To optimize the app for new cloud infrastructure, so it’s fault-tolerant and scalable, you need to be sure that the application
- uses an independent storage service (e.g. S3 for static files), and does not keep any needed files in the local environment during workload
- is hosted across different Availability Zones (independent data centers), so if one data center is down, the application will be automatically restored in another one. This would ensure that the app can be quickly restored from failures.
Before actual data and app migration, it’s necessary to create a Proof of Concept (PoC) solution. The development and DevOps teams need to check how the app operates during the PoC stage and make sure that it is ready to be deployed to the cloud.
What has changed for Pro.Con app after its IT infrastructure migration to AWS?
Here is a real-life comparison of the B2B app infrastructure before and after it’s been moved to the cloud by Apiko DevOps engineers. Currently it’s too early to compare the cost effectiveness, as the static data hasn’t been migrated to Amazon Simple Storage Service for 100% of the app users yet.
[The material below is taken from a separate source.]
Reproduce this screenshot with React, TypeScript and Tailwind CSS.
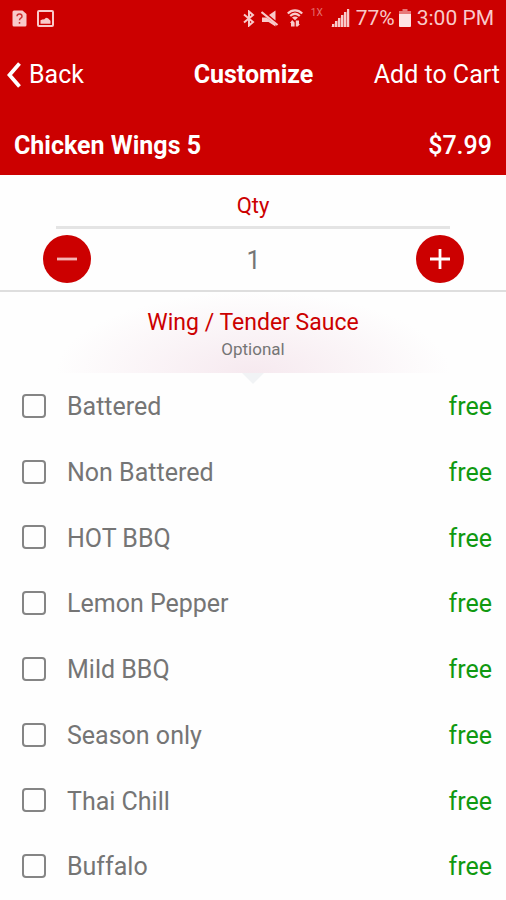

Thus, migration to cloud has completely resolved the issues with IT infrastructure support and scalability. Although it caused an insignificant drop in app performance (we are working to minimize and overcome it), the app obtained high availability, and fast disaster recovery capabilities.
IT infrastructure audits provide valuable insights regarding the infrastructure condition. They help to spot any issues at early stages, and may signal which actions to take to avoid any unexpected disasters. Migration to cloud allows to automate IT infrastructure monitoring which not only prevents the black swan events, but sets the ground for reaching better KPIs.